Besides, by that point McKissick was married, with two young daughters to support. So he put aside his dream and returned to Morehouse to complete his degree. Now even more committed to racial justice, he joined the newly formed Progressive Party and campaigned for its candidate, Henry Wallace, in the 1948 presidential election. He also got his first taste of nonviolent direct action, taking part in the 1947 Journey of Reconciliation. Organized by a fledgling civil rights group called the Congress of Racial Equality, the journey was designed to test a recent Supreme Court ruling that states could not require segregated seating on interstate bus routes. For two weeks, Black and white activists rode Greyhound and Trailways buses through Virginia, North Carolina, Tennessee, and Kentucky, defying demands that they separate. McKissick joined the group in Chapel Hill, then traveled to Asheville, Knoxville, and Washington, DC. The journey was dangerous and harrowing. In one town, a group of taxi drivers attacked the riders, then pursued them to the home of a local minister. At other stops, riders were taunted, harassed, and arrested. But the journey showed the power of nonviolent resistance and would serve as the model for a series of more famous bus rides fourteen years later.
After finishing at Morehouse in 1948 (the same year as King, who was seven years younger and thus avoided the war), McKissick enrolled at North Carolina College School of Law, an all-Black institution the state had opened to avoid integrating the University of North Carolina. There, he led protests demanding equal funding and the repeal of trespass statutes being used to thwart civil rights demonstrations. He also became the lead plaintiff in a lawsuit challenging segregation at UNC. Litigated by Thurgood Marshall, then head of the NAACP’s Legal Defense Fund, the case ended up in the federal appeals court in Richmond, which ruled in the plaintiffs’ favor. McKissick had already earned enough credits to graduate, but he enrolled in UNC summer classes anyway and left his family to live in a dorm on campus. His classmates were not kind. They hid snakes in his bed, poured water on his clothes, and knocked over his tray in the cafeteria. McKissick, as usual, fought back. After his tray was knocked over for the third time, he announced loudly that he wouldn’t let it happen again (it didn’t). And when he heard that the campus swimming pool was still segregated, he jumped in with his clothes on and declared, “It’s integrated now.”

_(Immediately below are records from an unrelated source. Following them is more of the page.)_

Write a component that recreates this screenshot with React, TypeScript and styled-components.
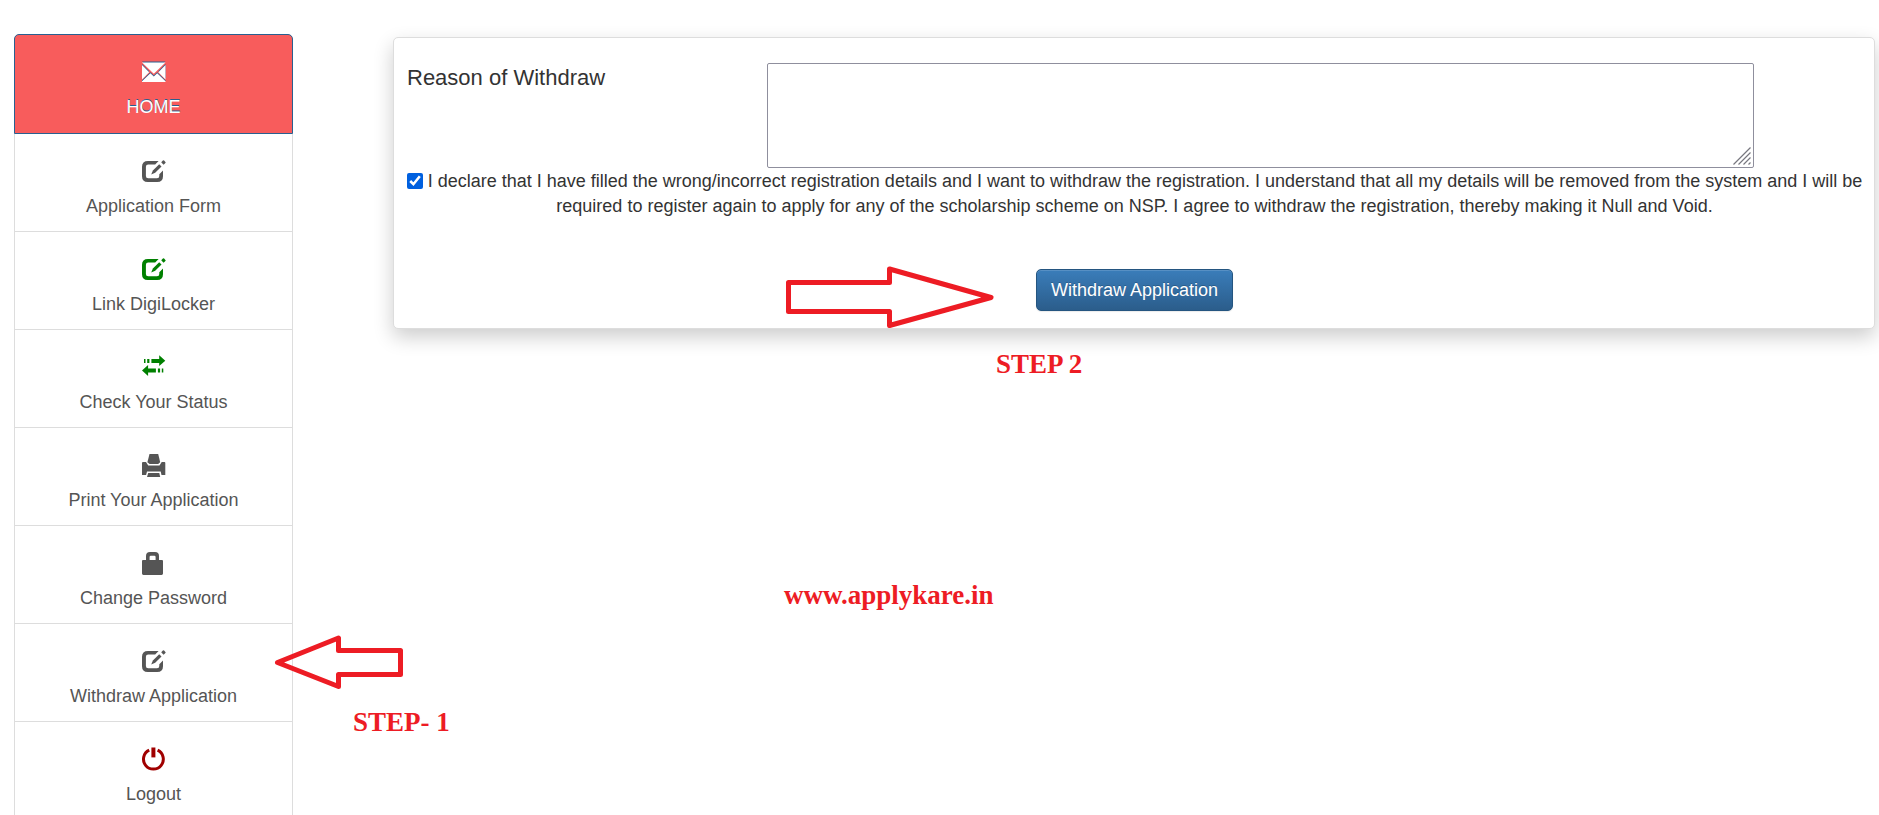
import React from "react";
import styled, { createGlobalStyle, css } from "styled-components";

const GlobalStyle = createGlobalStyle`
  *, *::before, *::after { box-sizing: border-box; }
  body {
    margin: 0;
    background: #fff;
    color: #333;
    font-family: "Liberation Sans", Arial, sans-serif;
    font-size: 18px;
    line-height: 25px;
  }
`;

const Page = styled.div`
  position: relative;
  display: grid;
  grid-template-columns: 279px minmax(0, 1fr);
  column-gap: 100px;
  align-items: start;
  height: 100vh;
  overflow: hidden;
  padding: 34px 4px 0 14px;
`;

const Menu = styled.nav`
  display: flex;
  flex-direction: column;
`;

const MenuLink = styled.a<{ $active?: boolean }>`
  display: flex;
  flex-direction: column;
  align-items: center;
  gap: 10px;
  padding: 26px 19px 12px;
  border: 1px solid #ddd;
  border-top: 0;
  color: #555;
  text-decoration: none;

  ${(p) =>
    p.$active &&
    css`
      padding-bottom: 13px;
      border: 1px solid #286090;
      border-radius: 5px 5px 0 0;
      background: #f85c5c;
      color: #fff;
      text-shadow: 0 -1px 0 #286090;

      svg {
        filter: drop-shadow(0 -1px 0 #286090);
      }
    `}
`;

const Glyph = styled.svg<{ $tint?: string }>`
  display: block;
  width: 24px;
  height: 24px;
  overflow: visible;
  color: ${(p) => p.$tint ?? "inherit"};
  fill: currentColor;
`;

const Panel = styled.form`
  margin-top: 3px;
  padding: 25px 12px 17px 13px;
  border: 1px solid #ddd;
  border-radius: 5px;
  background: #fff;
  box-shadow: 0 8px 20px rgba(0, 0, 0, 0.2);
`;

const ReasonRow = styled.div`
  display: grid;
  grid-template-columns: 360px minmax(0, 1fr);
  padding-right: 108px;
`;

const ReasonLabel = styled.label`
  font-size: 22px;
  line-height: 30px;
`;

const ReasonField = styled.div`
  position: relative;
  display: flex;
`;

const ReasonInput = styled.textarea`
  flex: 1;
  min-width: 0;
  height: 105px;
  padding: 3px;
  border: 1px solid #8f8f9d;
  border-radius: 2px;
  outline: 0;
  background: #fff;
  font: inherit;
  resize: none;
`;

const Grip = styled.svg`
  position: absolute;
  right: 3px;
  bottom: 3px;
  width: 18px;
  height: 18px;
  pointer-events: none;
`;

const Declaration = styled.label`
  display: block;
  margin: 0 -8px;
  padding-top: 1px;
  text-align: center;
`;

const Tick = styled.input`
  width: 16px;
  height: 16px;
  margin: 0 5px 0 0;
  vertical-align: -2px;
  accent-color: #0060df;
`;

const Actions = styled.div`
  display: flex;
  justify-content: center;
  padding-top: 50px;
`;

const Submit = styled.button`
  padding: 8px 14px 7px;
  border: 1px solid #245580;
  border-radius: 5px;
  background: linear-gradient(to bottom, #3a7dba 0%, #2b5d8b 100%);
  box-shadow: inset 0 1px 0 rgba(255, 255, 255, 0.15), 0 1px 1px rgba(0, 0, 0, 0.08);
  color: #fff;
  font: inherit;
  text-shadow: 0 -1px 0 rgba(0, 0, 0, 0.2);
`;

const Arrow = styled.svg<{ $x: number; $y: number }>`
  position: absolute;
  left: ${(p) => p.$x}px;
  top: ${(p) => p.$y}px;
  fill: none;
  stroke: #ed1c24;
  stroke-width: 5;
  stroke-linejoin: round;
  pointer-events: none;
`;

const Note = styled.strong<{ $x: number; $y: number }>`
  position: absolute;
  left: ${(p) => p.$x}px;
  top: ${(p) => p.$y}px;
  color: #ed1c24;
  font: bold 27px/30px "Liberation Serif", "Times New Roman", serif;
  white-space: nowrap;
`;

const EnvelopeGlyph = () => (
  <Glyph viewBox="0 0 24 24">
    <path d="M0 1.5H23.5L11.8 12.8Z" />
    <path d="M0 4V18.5L7.2 11.2Z" />
    <path d="M23.5 4V18.5L16.3 11.2Z" />
    <path d="M0 21H23.5V20.2L15.2 12.2L11.8 15.6L8.4 12.2L0 20.2Z" />
  </Glyph>
);

const EditGlyph = ({ tint }: { tint?: string }) => (
  <Glyph viewBox="0 0 24 24" $tint={tint}>
    <path d="M6 .9H16.6L13.2 4.4H6.2Q3.9 4.4 3.9 6.7V16Q3.9 18.3 6.2 18.3H15Q17.3 18.3 17.3 16V14.2L21 10.6V16.2Q21 22 15.2 22H5.8Q0 22 0 16.2V6.7Q0 .9 6 .9Z" />
    <path d="M9.2 14.4L10.9 10.5L17.2 4.3L19.5 6.6L13.2 12.8Z" />
    <path d="M19.2 2.3L20.9 .6Q21.5 0 22.1 .6L23.4 1.9Q24 2.5 23.4 3.1L21.6 4.7Z" />
  </Glyph>
);

const TransferGlyph = () => (
  <Glyph viewBox="0 0 24 24" $tint="#008000">
    <path d="M2 3H3.5V7H2ZM5.2 3H7.4V7H5.2ZM9.4 3H17.2V-.7L23.3 4.7L17.2 10V7H9.4Z" />
    <path d="M21.3 12.4H19.8V16.4H21.3ZM18.1 12.4H15.9V16.4H18.1ZM13.9 12.4H6.1V9L0 14.6L6.1 20V16.4H13.9Z" />
  </Glyph>
);

const PrintGlyph = () => (
  <Glyph viewBox="0 0 24 24">
    <path d="M7.5 0H16.2L18.2 8.2L16.2 10H7.6L5.4 8.2Z" />
    <path d="M1 8H4L6.2 11.4H17.5L19.7 8H22.5Q23.3 8 23.3 9V21H19.5L18.7 17.6H5L4.1 21H0V9Q0 8 1 8Z" />
    <path d="M6.2 19H17.3L18.2 23H5Z" />
  </Glyph>
);

const LockGlyph = () => (
  <Glyph viewBox="0 0 24 24">
    <path
      fillRule="evenodd"
      d="M4 8V4Q4 0 8 0H13Q17 0 17 4V8H20Q21 8 21 9V21.6Q21 23 19.6 23H1.4Q0 23 0 21.6V9Q0 8 1 8ZM7.6 8H13.6V5Q13.6 3.8 12.4 3.8H8.8Q7.6 3.8 7.6 5Z"
    />
  </Glyph>
);

const PowerGlyph = () => (
  <Glyph viewBox="0 0 24 24" $tint="#a00000">
    <path d="M9.4 -.5H13.4V9.4H9.4Z" />
    <path
      d="M7.2 2.2A9.9 9.9 0 1 0 15.6 2.2"
      fill="none"
      stroke="currentColor"
      strokeWidth="3"
    />
  </Glyph>
);

const items = [
  { label: "HOME", glyph: <EnvelopeGlyph />, active: true },
  { label: "Application Form", glyph: <EditGlyph /> },
  { label: "Link DigiLocker", glyph: <EditGlyph tint="#008000" /> },
  { label: "Check Your Status", glyph: <TransferGlyph /> },
  { label: "Print Your Application", glyph: <PrintGlyph /> },
  { label: "Change Password", glyph: <LockGlyph /> },
  { label: "Withdraw Application", glyph: <EditGlyph /> },
  { label: "Logout", glyph: <PowerGlyph /> },
];

export default function App() {
  return (
    <>
      <GlobalStyle />
      <Page>
        <Menu>
          {items.map((item) => (
            <MenuLink key={item.label} href="#" $active={item.active}>
              {item.glyph}
              <span>{item.label}</span>
            </MenuLink>
          ))}
        </Menu>

        <Panel onSubmit={(e) => e.preventDefault()}>
          <ReasonRow>
            <ReasonLabel htmlFor="reason">Reason of Withdraw</ReasonLabel>
            <ReasonField>
              <ReasonInput id="reason" />
              <Grip viewBox="0 0 18 18" stroke="#77777f" strokeWidth="1.2">
                <path d="M.5 17.5L17.5 .5M5.5 17.5L17.5 5.5M10.5 17.5L17.5 10.5M15.5 17.5L17.5 15.5" />
              </Grip>
            </ReasonField>
          </ReasonRow>
          <Declaration>
            <Tick type="checkbox" defaultChecked />
            I declare that I have filled the wrong/incorrect registration details and I want to
            withdraw the registration. I understand that all my details will be removed from the
            system and I will be required to register again to apply for any of the scholarship
            scheme on NSP. I agree to withdraw the registration, thereby making it Null and Void.
          </Declaration>
          <Actions>
            <Submit type="submit">Withdraw Application</Submit>
          </Actions>
        </Panel>

        <Arrow $x={785} $y={265} width="210" height="65">
          <path d="M3.5 17.5H104.5V4L206 32.5L104.5 60.5V46.5H3.5Z" />
        </Arrow>
        <Note $x={996} $y={349}>STEP 2</Note>
        <Note $x={784} $y={580}>www.applykare.in</Note>
        <Arrow $x={274} $y={634} width="132" height="58">
          <path d="M3.5 28.5L64.5 4V16.5H126.5V40.5H64.5V52.5Z" />
        </Arrow>
        <Note $x={353} $y={707}>STEP- 1</Note>
      </Page>
    </>
  );
}
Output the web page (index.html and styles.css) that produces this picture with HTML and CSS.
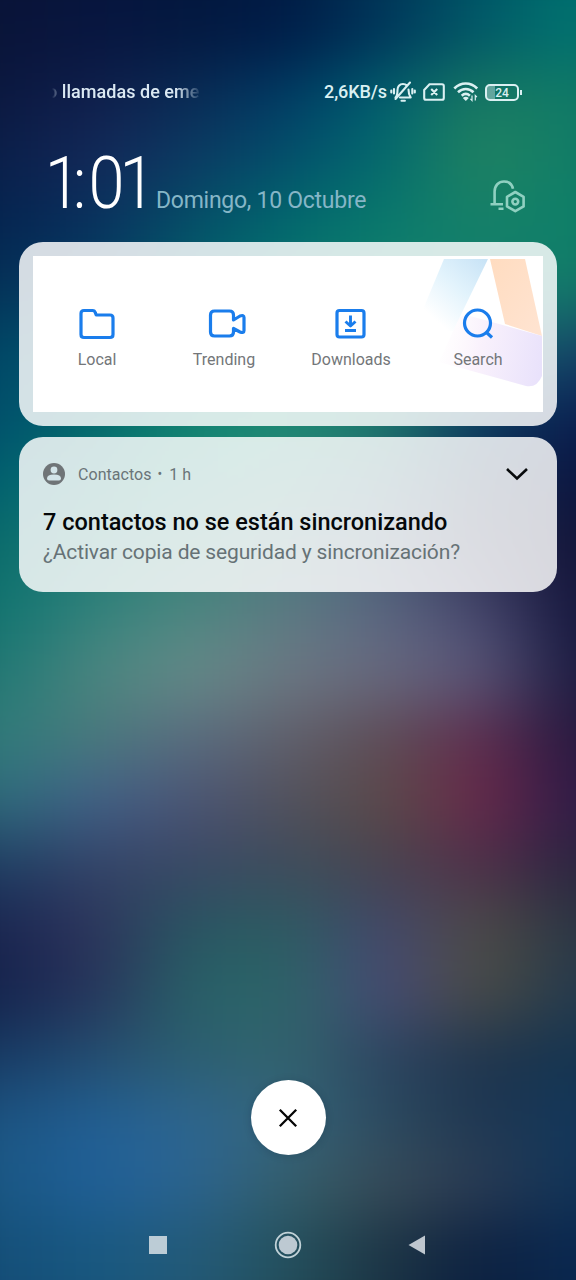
FILE: index.html
```html
<!DOCTYPE html>
<html lang="es">
<head>
<meta charset="utf-8">
<title>Notificaciones</title>
<link rel="stylesheet" href="styles.css">
</head>
<body>
<div class="screen">
  <div class="wallpaper" id="wallpaper"></div>
  <header class="status">
    <div class="carrier"><span>o llamadas de eme</span></div>
    <div class="indicators">
      <span class="speed">2,6KB/s</span>
      <svg class="mute" width="26" height="24" viewBox="0 0 26 24" fill="none" stroke="#daf0f2" stroke-width="2.100" stroke-linecap="round" stroke-linejoin="round"><path d="M5.500 17.500c2-2 2-4 2-7.500C7.500 6.500 9.500 4 13 4c1.800 0 3 .7 3.800 1.700M18.500 9.500c0 4 .7 6 2.200 8H10M20 2.500L5.500 19M11.500 20.800h3.400M4 9v4.500M1.300 10.500v2M22.300 9v4.500M24.800 10.500v2"/></svg>
      <svg class="sim" width="22" height="18" viewBox="0 0 22 18" fill="none" stroke="#daf0f2" stroke-width="2.100"><path d="M6.500 1.200H19c1.200 0 1.800.6 1.800 1.800v12c0 1.200-.6 1.800-1.800 1.800H3c-1.200 0-1.800-.6-1.800-1.800V7zM8.200 6l6 6M14.200 6l-6 6"/></svg>
      <svg class="wifi" width="26" height="20" viewBox="0 0 26 20" fill="none" stroke="#daf0f2" stroke-width="2.600"><path d="M1.300 6.500C8-.2 17.500-.2 24.200 6.500M5 10.200c4.500-4.300 11-4.300 15.500 0M8.700 13.700c2.500-2.300 5.700-2.300 8.200 0"/><path d="M12.800 19l-3-3q3-2.300 6 0z" fill="#daf0f2" stroke="none"/><path d="M19 13.500v5l-1.600-1.600M22.300 18.500v-5l1.600 1.600" stroke-width="1.200"/></svg>
      <span class="battery"><span class="cell">24</span><i></i></span>
    </div>
  </header>
  <section class="clock">
    <svg class="time" width="104" height="66" viewBox="0 0 104 66"><text class="digits" transform="scale(.9 1)" x="-8 23 40.500 75" y="59.500">1:01</text></svg>
    <span class="date">Domingo, 10 Octubre</span>
    <svg class="bell" width="36" height="34" viewBox="0 0 36 34" fill="none" stroke="#90d0c1" stroke-width="2.600" stroke-linejoin="round"><path d="M.5 25.300h12.500M8.500 29.800h5M4.600 25V12.500C4.600 6.500 8.700 2.500 14 2.500c4.500 0 8 2.600 9 7.300"/><path d="M25.300 13l8.300 4.800v9.600l-8.300 4.800-8.300-4.800v-9.600z"/><circle cx="25.300" cy="22.600" r="2.900"/></svg>
  </section>
  <main class="notifications">
    <article class="card shortcuts">
      <div class="panel">
        <svg class="art" width="124" height="134" viewBox="0 0 124 134">
          <defs>
            <linearGradient id="sky" gradientUnits="userSpaceOnUse" x1="66" y1="3" x2="14" y2="62"><stop stop-color="#c8e3f6"/><stop offset=".5" stop-color="#e2f3fc"/><stop offset="1" stop-color="#fff"/></linearGradient>
            <linearGradient id="peach" x1="0" y1="0" x2="1" y2="1"><stop stop-color="#ffdcc0"/><stop offset="1" stop-color="#ffe4d2"/></linearGradient>
            <linearGradient id="lilac" gradientUnits="userSpaceOnUse" x1="22" y1="80" x2="124" y2="100"><stop stop-color="#fdf5fb" stop-opacity="0"/><stop offset=".4" stop-color="#f9f1fc"/><stop offset="1" stop-color="#e9e2fb"/></linearGradient>
          </defs>
          <path d="M25 3H69L34 75H-5z" fill="url(#sky)"/>
          <path d="M71 3h35l17 77-37-12z" fill="url(#peach)"/>
          <path d="M40 62q5-4 11-2l72 20v40q-5 12-16 10l-87-24z" fill="url(#lilac)"/>
        </svg>
        <div class="tile"><svg width="38" height="34" viewBox="0 0 38 34"><path d="M6 3.500h8.500q2.200 0 2.800 2.200l.9 2.300H32q3 0 3 3v16.500q0 3-3 3H6q-3 0-3-3v-21q0-3 3-3z"/></svg><span>Local</span></div>
        <div class="tile"><svg class="nudge" width="38" height="34" viewBox="0 0 38 34"><path d="M6.500 4h15q4 0 4 4v5l6.500-4q4-1.500 4 1.500v13q0 3-4 1.500l-6.500-3.500v3.500q0 4-4 4h-15q-4 0-4-4V8q0-4 4-4z"/></svg><span>Trending</span></div>
        <div class="tile"><svg width="38" height="34" viewBox="0 0 38 34"><rect x="5" y="3.500" width="27" height="26.500" rx="2.500"/><path d="M18.500 8.500v10M13.500 14.500l5 4.500 5-4.500M13 23.500h11" stroke-width="2.900"/></svg><span>Downloads</span></div>
        <div class="tile"><svg width="38" height="34" viewBox="0 0 38 34"><circle cx="18.500" cy="16" r="13"/><path d="M27 25l6 5.500"/></svg><span>Search</span></div>
      </div>
    </article>
    <article class="card contacts">
      <div class="source">
        <svg width="22" height="22" viewBox="0 0 22 22"><circle cx="11" cy="11" r="11" fill="#6f7477"/><circle cx="11" cy="7" r="3.400" fill="#d3e4e9"/><path d="M4 15.500q0-4 7-4t7 4q0 2-2 2H6q-2 0-2-2z" fill="#d3e4e9"/></svg>
        <span class="app">Contactos</span><span class="dot">•</span><span class="age">1 h</span>
        <svg class="expand" width="24" height="16" viewBox="0 0 24 16" fill="none" stroke="#080a0c" stroke-width="2.600"><path d="M2 3l10 9.500L22 3"/></svg>
      </div>
      <h1 class="title">7 contactos no se están sincronizando</h1>
      <p class="message">¿Activar copia de seguridad y sincronización?</p>
    </article>
  </main>
  <div class="spacer"></div>
  <button class="clear" aria-label="Borrar"><svg width="20" height="20" viewBox="0 0 20 20" fill="none" stroke="#050505" stroke-width="2.300"><path d="M1.800 1.800l16.400 16.400M18.200 1.800L1.800 18.200"/></svg></button>
  <nav class="navigation">
    <svg width="18" height="18"><rect width="18" height="18" fill="#bcccd6"/></svg>
    <svg width="28" height="28" viewBox="0 0 28 28"><circle cx="14" cy="14" r="12.300" fill="none" stroke="#c1d2d8" stroke-width="1.800"/><circle cx="14" cy="14" r="9.300" fill="#bdc9d2"/></svg>
    <svg width="18" height="20" viewBox="0 0 18 20"><path d="M17 .5v19L.5 10z" fill="#bfc7cf"/></svg>
  </nav>
</div>
<script src="wallpaper.js"></script>
</body>
</html>
```
FILE: styles.css
```css
* { box-sizing: border-box; }
body { margin: 0; font-family: Roboto, "Noto Sans", sans-serif; background: #0a1238; }
.screen { position: relative; width: 576px; height: 1280px; overflow: hidden; display: flex; flex-direction: column; isolation: isolate; }
.wallpaper { position: absolute; z-index: -1; inset: -64px; display: flex; flex-direction: column; filter: blur(32px); }
.wallpaper div { flex: 0 0 64px; }
.status { height: 112px; padding: 80px 54px 0 50px; display: flex; justify-content: space-between; align-items: flex-start; color: #dbe9f3; }
.carrier { width: 156px; height: 26px; white-space: nowrap; font-size: 18px; font-weight: 500; line-height: 24px; -webkit-mask-image: linear-gradient(90deg, transparent 2px, #000 14px, #000 126px, transparent 152px); mask-image: linear-gradient(90deg, transparent 2px, #000 14px, #000 126px, transparent 152px); }
.carrier span { margin-left: -3px; letter-spacing: .04px; }
.indicators { display: flex; align-items: center; height: 24px; color: #daf0f2; }
.speed { font-size: 18px; font-weight: 500; line-height: 24px; width: 66px; letter-spacing: -.1px; white-space: nowrap; }
.mute { margin-right: 7px; }
.sim { margin-right: 8px; }
.wifi { margin-right: 6px; }
.battery { display: flex; align-items: center; }
.cell { width: 34px; height: 17px; border: 2px solid #daf0f2; border-radius: 5px; font-size: 12px; font-weight: 500; line-height: 14px; text-align: center; background: linear-gradient(90deg, rgba(218,240,242,.4) 8px, transparent 8px); }
.battery i { width: 2px; height: 5px; margin-left: 1px; background: #daf0f2; }
.clock { height: 130px; padding: 36px 50px 0 52px; display: flex; align-items: flex-start; }
.time { overflow: visible; }
.digits { font-family: Roboto, sans-serif; font-weight: 300; font-size: 72px; fill: #fff; }
.date { margin-top: 39px; font-size: 23px; letter-spacing: -.27px; line-height: 27px; color: #86b6c7; white-space: nowrap; }
.bell { margin: 31px 0 0 auto; }
.notifications { padding: 0 19px; display: grid; gap: 11px; }
.card { border-radius: 24px; background: rgba(255,255,255,.83); }
.shortcuts { height: 184px; padding: 14px; }
.panel { position: relative; height: 156px; padding-top: 51px; background: #fff; display: grid; grid-template-columns: repeat(4, 127px); }
.art { position: absolute; right: 0; top: 0; width: 124px; }
.tile { position: relative; display: flex; flex-direction: column; align-items: center; padding-left: 1px; font-size: 16px; line-height: 20px; color: #737679; }
.tile svg { fill: none; stroke: #1a7dec; stroke-width: 3.200; stroke-linejoin: round; }
.tile .nudge { margin-left: 5px; }
.tile span { margin-top: 9px; }
.contacts { height: 155px; padding: 26px 28px 0 24px; }
.source { display: flex; align-items: center; height: 22px; font-size: 16px; color: #6a7478; }
.app { margin-left: 13px; letter-spacing: .05px; }
.dot { margin: 0 7px 0 6px; font-size: 14px; }
.expand { margin-left: auto; }
.title { margin: 23px 0 0; font-size: 23.500px; line-height: 29px; font-weight: 500; color: #05080a; white-space: nowrap; }
.message { margin: 1px 0 0; font-size: 21px; letter-spacing: -.15px; line-height: 28px; color: #667276; white-space: nowrap; }
.spacer { flex: 1; }
.clear { align-self: center; width: 75px; height: 75px; padding: 0; border: 0; border-radius: 50%; background: #fff; display: grid; place-items: center; box-shadow: 0 1px 8px rgba(0,20,40,.16); }
.navigation { height: 125px; padding: 55px 150px 0 149px; display: flex; align-items: center; justify-content: space-between; }
```
FILE: wallpaper.js
```js
// Colour rows, 64px apart, sampled every 96px across the screen.
const rows = [
  "0a1438 07153f 03183f 001c46 00385a 005868 007470",
  "0a1438 07153f 03183f 001a46 00345a 005868 007270",
  "0b1840 101f4c 0a2b55 003c66 006070 1a7a62 107a66",
  "0a1f4a 15295a 0b3b64 04506c 036a6e 228460 107c68",
  "042450 08315e 045068 006a6e 0a7a6c 15806a 0d8068",
  "053158 053f64 04606c 0a7470 12806c 15806a 147a6a",
  "004868 00586c 0a706e 108070 188070 18686c 16426a",
  "004e6c 04686c 108470 1c8c74 187868 083a64 0a1e50",
  "006070 0a7870 1c8878 308478 306878 183050 0a1440",
  "0a6c6c 1e7c74 388478 4c7c80 486078 2a3050 121338",
  "107470 32827c 4b8580 5b7a82 5a6580 46456c 14153c",
  "207874 4c8680 668c88 6c7884 686a80 5a587a 1a1a40",
  "307c7a 4a7a7c 5a6c80 60606c 5d4c56 602c4e 26183f",
  "2e6c7c 42608a 4b5474 52525c 5c4a48 6c284a 2e1a48",
  "1f3e64 344468 3a4764 3e4c5c 48444e 502e4a 2a2440",
  "1a2550 2e345c 285662 2c5c62 42466c 4e4c46 2a3644",
  "14224c 28345c 286268 2c6468 484a76 4c4c44 243a4e",
  "173a64 244e70 2c5e70 33646e 2c4460 1f344c 143450",
  "1c5482 215f94 2e6690 35647a 2b4a60 1f3650 12375c",
  "1a5884 20609a 2b6490 36606c 3a4c58 2c3c54 103458",
  "144e78 185880 235a78 24505c 1c3444 0c2040 0a2850",
  "144e78 185880 235a78 24505c 1c3444 0c2040 0a2850"
];
const wallpaper = document.getElementById("wallpaper");
rows.forEach(row => {
  const strip = document.createElement("div");
  const stops = row.split(" ").map((c, i) => `#${c} ${64 + i * 96}px`);
  strip.style.background = `linear-gradient(90deg, ${stops.join(",")})`;
  wallpaper.append(strip);
});
```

With his law degree in hand, McKissick opened an office on Main Street in Durham. Like any young lawyer, he took whatever work came his way—property disputes, insurance claims, criminal defense. But his focus was civil rights law, and over the next decade he took on hundreds of cases challenging segregation and defending the right of peaceful protest. After the Supreme Court’s 1954 decision in Brown v. Board of Education, he and his wife, Evelyn, filed suit to integrate the Durham public schools. The city prevailed on a technicality but, sensing the inevitable, it permitted a small number of Black students, including McKissick’s two oldest children, to attend white schools in the fall of 1959. For the children, Joycelyn and Andree, it was a costly victory. Like their father, they faced the wrath of classmates, who cut patches out of their hair, spilled ink on their dresses, and doused their heads with cold water. But that was life as a McKissick, which blurred the line between family and the movement. Their modest frame house was not just a home; it was a staging ground for protests, a gathering spot for Black leaders, and a guesthouse for activists. At any moment, the children might be called upon to march, boycott, or go to jail (Joycelyn once spent a month behind bars rather than pay a fifty-dollar fine). They were also accustomed to the threats their father received by phone and mail. They would often come home from school to find a group of men on the porch, guarding the house with guns. And whenever they ate at a restaurant, they noticed that their father, like many Black leaders, never sat with his back to the door.
By the end of the 1950s, McKissick had become a controversial figure, hailed by some, despised by others. But his career in the spotlight was just beginning.